Could an asteroid collision with Earth wipe out all life? We spoke to Dr Richard Crowther, organiser of a conference on the subject, about the threat. Here the Liberal Democrat MP Lembit Opik spells out why he thinks governments should take this issue seriously.

So Ladbrokes are giving 5000 to 1 against an asteroid impact. It's a timely estimate. From January 20th to January 23rd, a conference in Frascati, Italy, was held to discuss the threat of impacts by Near Earth Objects, and their frequency.

In fact delegates, including myself, all agreed the fundamental point. The chances of a catastrophic impact by a hurtling space rock are 100%. It WILL happen again. We just don't know when.

This isn't scare-mongering or science fiction. The earth is peppered with the remnants of colossal craters - the calling card of asteroids and comets which hit earth. Most famous of these was the 16km diameter asteroid which landed in the Yukatan Peninsula 65 million years ago. It wiped out the dinosaurs… and seven tenths of all life on earth.

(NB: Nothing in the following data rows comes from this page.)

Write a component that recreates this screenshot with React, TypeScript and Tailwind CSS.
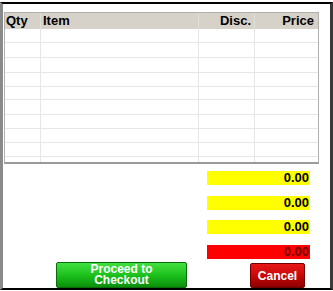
import React from "react";

const rowHeights = [14, 15, 15, 14, 14, 15, 14, 14, 14, 5];

function Cells({ h, last }: { h: number; last?: boolean }) {
  const b = last ? "" : "border-b border-[#e6e6e6]";
  return (
    <div className={`flex ${b}`} style={{ height: h }}>
      <div className="w-[36px] border-r border-[#e6e6e6]" />
      <div className="w-[158px] border-r border-[#e6e6e6]" />
      <div className="w-[56px] border-r border-[#e6e6e6]" />
      <div className="flex-1" />
    </div>
  );
}

export default function App() {
  return (
    <div
      className="w-[333px] h-[291px] bg-white pt-[2px] overflow-hidden"
      style={{ fontFamily: '"Liberation Sans", Arial, sans-serif' }}
    >
      <div className="h-[288px] border-t-[2px] border-t-black border-b-[2px] border-b-black border-l-[3px] border-l-[#8a8a8a] border-r-[3px] border-r-[#3a3a3a] flex flex-col">
        {/* Table */}
        <div className="ml-[1px] mt-[8px] w-[315px] h-[152px] border border-[#b0b0b0] border-b-2 border-b-[#9a9a9a] flex flex-col overflow-hidden">
          <div className="flex h-[16px] bg-[#d6d2ca] text-[13px] font-bold text-black leading-[16px]">
            <div className="w-[36px] pl-[1px] border-r border-[#e2dfd8]">Qty</div>
            <div className="w-[158px] pl-[2px] border-r border-[#e2dfd8]">Item</div>
            <div className="w-[56px] pr-[3px] text-right border-r border-[#e2dfd8]">Disc.</div>
            <div className="flex-1 pr-[4px] text-right">Price</div>
          </div>
          {rowHeights.map((h, i) => (
            <Cells key={i} h={h} last={i === rowHeights.length - 1} />
          ))}
        </div>

        {/* Totals */}
        <div className="ml-[204px] w-[103px] mt-[7px] flex flex-col text-[13px] font-bold text-black leading-[14px]">
          <div className="h-[14px] bg-[#ffff00] text-right pr-[1px]">0.00</div>
          <div className="h-[14px] mt-[11px] bg-[#ffff00] text-right pr-[1px]">0.00</div>
          <div className="h-[14px] mt-[10px] bg-[#ffff00] text-right pr-[1px]">0.00</div>
          <div className="h-[14px] mt-[11px] bg-[#ff0000] text-right pr-[1px] text-[#700000]">0.00</div>
        </div>

        {/* Buttons */}
        <div className="flex mt-[3px]">
          <div className="ml-[53px] w-[131px] h-[26px] rounded-[2px] border border-[#0b6a0b] bg-gradient-to-b from-[#3fe03f] via-[#1cc21c] to-[#0a8f0a] flex items-center justify-center text-white font-bold text-[12px] leading-[11px]">
            <p className="w-[70px] text-center">Proceed to Checkout</p>
          </div>
          <div className="ml-[63px] mt-[1px] w-[55px] h-[25px] rounded-[2px] border border-[#6e0000] bg-gradient-to-b from-[#e81818] via-[#c80808] to-[#8e0000] flex items-center justify-center text-white font-bold text-[12px]">
            Cancel
          </div>
        </div>
      </div>
    </div>
  );
}
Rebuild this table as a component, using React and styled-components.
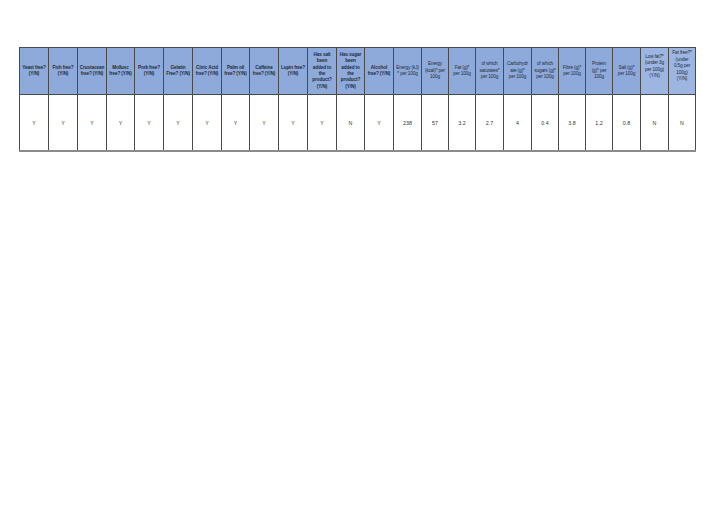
import React from "react";
import styled, { createGlobalStyle } from "styled-components";

const GlobalStyle = createGlobalStyle`
  html, body {
    margin: 0;
    padding: 0;
    background: #ffffff;
  }
  body {
    font-family: "Liberation Sans", Arial, sans-serif;
  }
`;

const columns = [
  { label: "Yeast free?\n(Y/N)", value: "Y", bold: true },
  { label: "Fish free?\n(Y/N)", value: "Y", bold: true },
  { label: "Crustacean\nfree? (Y/N)", value: "Y", bold: true },
  { label: "Mollusc\nfree? (Y/N)", value: "Y", bold: true },
  { label: "Pork free?\n(Y/N)", value: "Y", bold: true },
  { label: "Gelatin\nFree? (Y/N)", value: "Y", bold: true },
  { label: "Citric Acid\nfree? (Y/N)", value: "Y", bold: true },
  { label: "Palm oil\nfree? (Y/N)", value: "Y", bold: true },
  { label: "Caffeine\nfree? (Y/N)", value: "Y", bold: true },
  { label: "Lupin free?\n(Y/N)", value: "Y", bold: true },
  { label: "Has salt\nbeen\nadded to\nthe\nproduct?\n(Y/N)", value: "Y", bold: true },
  { label: "Has sugar\nbeen\nadded to\nthe\nproduct?\n(Y/N)", value: "N", bold: true },
  { label: "Alcohol\nfree? (Y/N)", value: "Y", bold: true },
  { label: "Energy (kJ)\n* per 100g", value: "238" },
  { label: "Energy\n(kcal)* per\n100g", value: "57" },
  { label: "Fat (g)*\nper 100g", value: "3.2" },
  { label: "of which\nsaturates*\nper 100g", value: "2.7" },
  { label: "Carbohydr\nate (g)*\nper 100g", value: "4" },
  { label: "of which\nsugars (g)*\nper 100g", value: "0.4" },
  { label: "Fibre (g)*\nper 100g", value: "3.8" },
  { label: "Protein\n(g)* per\n100g", value: "1.2" },
  { label: "Salt (g)*\nper 100g", value: "0.8" },
  { label: "Low fat?*\n(under 3g\nper 100g)\n(Y/N)", value: "N", light: true },
  { label: "Fat free?*\n(under\n0.5g per\n100g)\n(Y/N)", value: "N", light: true },
];

const widths = [29, 29, 29, 28, 29, 29, 29, 28, 29, 29, 29, 28, 29, 28, 27, 27, 28, 28, 27, 27, 27, 28, 28, 27];

const Page = styled.div`
  padding: 47px 0 0 19px;
`;

const Sheet = styled.table`
  width: 677px;
  border-collapse: collapse;
  table-layout: fixed;
`;

const HeadCell = styled.th`
  height: ${(p) => (p.$light ? "37px" : "46px")};
  padding: 0 0 ${(p) => (p.$light ? "9px" : "0")};
  background: ${(p) => (p.$light ? "#9cb5e1" : "#8eaadb")};
  border: 1px solid #4a4a4a;
  font-size: 4.7px;
  line-height: 6.4px;
  letter-spacing: -0.12px;
  font-weight: ${(p) => (p.$bold ? 700 : 400)};
  color: #1f2a3a;
  text-align: center;
  vertical-align: middle;
  white-space: pre;
`;

const DataCell = styled.td`
  height: 55px;
  padding: 0;
  border: 1px solid #4a4a4a;
  border-bottom: 2px solid #8a8a8a;
  font-size: 5.3px;
  color: #333333;
  text-align: center;
  vertical-align: middle;
`;

export default function App() {
  return (
    <Page>
      <GlobalStyle />
      <Sheet>
        <colgroup>
          {widths.map((w, i) => (
            <col key={i} style={{ width: w }} />
          ))}
        </colgroup>
        <thead>
          <tr>
            {columns.map((c) => (
              <HeadCell key={c.label} $bold={c.bold} $light={c.light}>
                {c.label}
              </HeadCell>
            ))}
          </tr>
        </thead>
        <tbody>
          <tr>
            {columns.map((c) => (
              <DataCell key={c.label}>{c.value}</DataCell>
            ))}
          </tr>
        </tbody>
      </Sheet>
    </Page>
  );
}
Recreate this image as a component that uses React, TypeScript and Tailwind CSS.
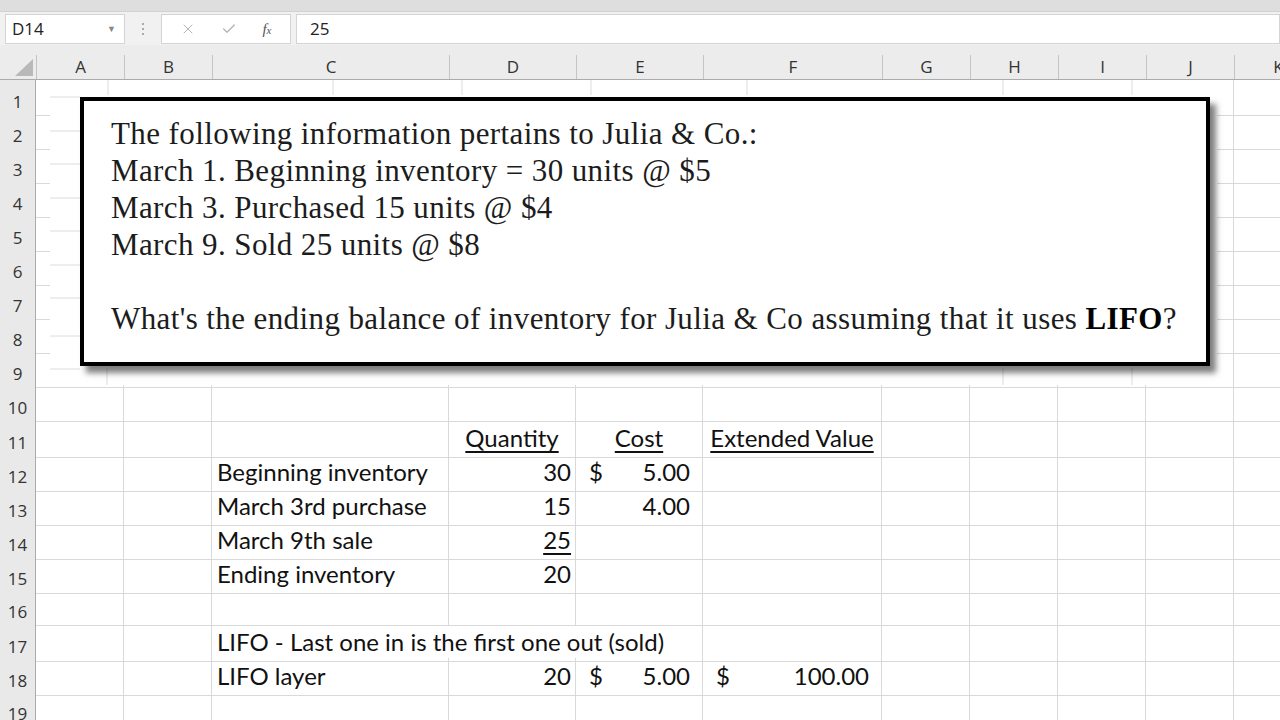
import { Check, X } from "lucide-react";

const cols = ["A", "B", "C", "D", "E", "F", "G", "H", "I", "J", "K"];
const gridCols = "grid grid-cols-[36px_88px_88px_237px_127px_127px_179px_88px_88px_88px_88px_88px]";

type Cell = { text?: string; align?: "left" | "right" | "center"; u?: boolean; acct?: [string, string]; span?: number };

const data: Record<number, Record<number, Cell>> = {
	11: {
		3: { text: "Quantity", align: "center", u: true },
		4: { text: "Cost", align: "center", u: true },
		5: { text: "Extended Value", align: "center", u: true },
	},
	12: { 2: { text: "Beginning inventory" }, 3: { text: "30", align: "right" }, 4: { acct: ["$", "5.00"] } },
	13: { 2: { text: "March 3rd purchase" }, 3: { text: "15", align: "right" }, 4: { acct: ["", "4.00"] } },
	14: { 2: { text: "March 9th sale" }, 3: { text: "25", align: "right", u: true } },
	15: { 2: { text: "Ending inventory" }, 3: { text: "20", align: "right" } },
	17: { 2: { text: "LIFO - Last one in is the first one out (sold)", span: 3 } },
	18: {
		2: { text: "LIFO layer" },
		3: { text: "20", align: "right" },
		4: { acct: ["$", "5.00"] },
		5: { acct: ["$", "100.00"] },
	},
};

function Row({ n }: { n: number }) {
	const row = data[n] || {};
	const cells = [];
	for (let c = 0; c < cols.length; c++) {
		const cell = row[c];
		if (cell?.span) {
			cells.push(
				<div key={c} className="col-span-3 border-r border-b border-[#d9d9d9] flex items-end pb-[1px] pl-[5px] whitespace-nowrap">
					{cell.text}
				</div>,
			);
			c += cell.span - 1;
			continue;
		}
		let inner = null;
		if (cell?.acct) {
			inner = (
				<div className="flex w-full justify-between pl-[13px] pr-[12px]">
					<span>{cell.acct[0]}</span>
					<span>{cell.acct[1]}</span>
				</div>
			);
		} else if (cell?.text) {
			const just = cell.align === "right" ? "justify-end pr-[4px]" : cell.align === "center" ? "justify-center" : "justify-start pl-[5px]";
			inner = (
				<div className={`flex w-full ${just}`}>
					<span className={cell.u ? "underline decoration-[2px] underline-offset-[4px]" : ""}>{cell.text}</span>
				</div>
			);
		}
		cells.push(
			<div key={c} className="border-r border-b border-[#d9d9d9] flex items-end pb-[1px] whitespace-nowrap">
				{inner}
			</div>,
		);
	}
	return (
		<div className={`${gridCols} h-[34px]`}>
			<div className="bg-[#e9e9e9] border-r border-r-[#ababab] border-b border-b-[#c8c8c8] flex items-center justify-center pt-[9px] text-[17px] text-[#333] font-['Open_Sans',sans-serif]">
				{n}
			</div>
			{cells}
		</div>
	);
}

export default function App() {
	const rows = Array.from({ length: 19 }, (_, i) => i + 1);
	return (
		<div className="relative w-[1280px] h-[720px] overflow-hidden bg-white text-[#111] font-['Lato',sans-serif] text-[24px]">
			<div className="h-[12px] bg-[#dedede] border-b border-[#d2d2d2]" />
			<div className="h-[33px] bg-[#f1f1f1] flex items-center pt-[1px] font-['Open_Sans',sans-serif] text-[17px] text-[#222]">
				<div className="ml-[5px] w-[120px] h-[30px] bg-white border border-[#d4d4d4] flex items-center justify-between pl-[6px] pr-[8px]">
					<span>D14</span>
					<span className="text-[9px] text-[#888]">▼</span>
				</div>
				<div className="w-[36px] flex flex-col items-center gap-[3px]">
					<span className="w-[2px] h-[2px] bg-[#aaa]" />
					<span className="w-[2px] h-[2px] bg-[#aaa]" />
					<span className="w-[2px] h-[2px] bg-[#aaa]" />
				</div>
				<div className="w-[130px] h-[30px] bg-white border border-[#d4d4d4] flex items-center justify-around px-[6px]">
					<X className="w-[16px] h-[16px] text-[#b5b5b5]" strokeWidth={1.5} />
					<Check className="w-[16px] h-[16px] text-[#b5b5b5]" strokeWidth={2} />
					<span className="font-['Liberation_Serif',serif] italic text-[15px] text-[#555]">
						f<span className="text-[11px]">x</span>
					</span>
				</div>
				<div className="ml-[5px] flex-1 h-[30px] bg-white border border-[#d4d4d4] flex items-center pl-[13px]">25</div>
			</div>
			<div className={`${gridCols} h-[35px] bg-[#ececec] border-b border-[#ababab] items-end font-['Open_Sans',sans-serif] text-[17px] text-[#333]`}>
				<div className="h-[24px] flex items-end justify-end pr-[3px] pb-[3px]">
					<svg width="18" height="17" viewBox="0 0 18 17">
						<polygon points="18,0 18,17 0,17" fill="#b9b9b9" />
					</svg>
				</div>
				{cols.map((c) => (
					<div key={c} className="h-[24px] border-l border-[#c4c4c4] flex items-center justify-center">
						{c}
					</div>
				))}
			</div>
			{rows.map((n) => (
				<Row key={n} n={n} />
			))}

			<div className="absolute left-[50px] top-[80px] w-[1167px] h-[305px] bg-white">
				<svg className="absolute inset-0" width="1167" height="305">
					<g stroke="#dcdcdc" strokeWidth="1">
						{[17, 51, 84, 118, 151, 185, 218, 256, 289].map((y) => (
							<line key={y} x1="0" y1={y} x2="30" y2={y} />
						))}
						{[58, 283, 412, 541, 697, 953, 1082].map((x) => (
							<line key={x} x1={x} y1="0" x2={x} y2="15" />
						))}
						{[57, 953, 1082].map((x) => (
							<line key={"b" + x} x1={x} y1="288" x2={x} y2="305" />
						))}
					</g>
				</svg>
				<div className="relative ml-[30px] mt-[17px] w-[1130px] h-[269px] bg-white border-[4px] border-black shadow-[6px_7px_6px_rgba(0,0,0,0.5)] pl-[27px] pt-[14px] font-['Liberation_Serif',serif] text-[31px] tracking-[0.4px] leading-[37px] text-[#1c1c1c]">
					<div>The following information pertains to Julia &amp; Co.:</div>
					<div>March 1. Beginning inventory = 30 units @ $5</div>
					<div>March 3. Purchased 15 units @ $4</div>
					<div>March 9. Sold 25 units @ $8</div>
					<div>&nbsp;</div>
					<div>
						What's the ending balance of inventory for Julia &amp; Co assuming that it uses <span className="font-bold text-black">LIFO</span>?
					</div>
				</div>
			</div>
		</div>
	);
}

What asteroid experts take for granted, but others sometimes find hard to grasp, is the sheer explosive force of these relatively small objects. How can a 16km wide rock - a speck in comparison to the 13,000km earth - wreak such havoc? It's all about energy. The debris of a car crash on a motorway shows the damage one tonne of metal can do at 100 kilometres an hour. By comparison, these space rocks weigh billions of tonnes and travel at many tens of kilometres a SECOND. The faster their impact speed, the more damage they do.

The Frascati conference also discussed less deadly but more frequent smaller objects. If a 1km wide object came down over, say Paris, the European Union would be burned to cinders within about two hours. These "continent killers" probably hit us every hundred thousand years or so, though estimates vary. But all conference delegates agreed there WILL be another one.

The good news is we're not powerless. A UK Government report written by its "Near Earth Object Task Force" in September 2000 confirmed we CAN act. With half a dozen telescopes around the world, a few computers and a decade's worth of observations, we can spot 9 out of 10 objects heading our way. It's an insurance policy, giving us enough time to literally nudge an incoming object out of earth's path. Again, we can probably achieve this with today's technology.

The Chair of the conference, Richard Crowther wants us to take the chance to do something about those dangers soon. The scientists agree. The politicians have to be convinced. It would be better to achieve that now, rather than saying "I told you so" while gazing down into a smoking hole in the ground which had previously been called "The Midlands."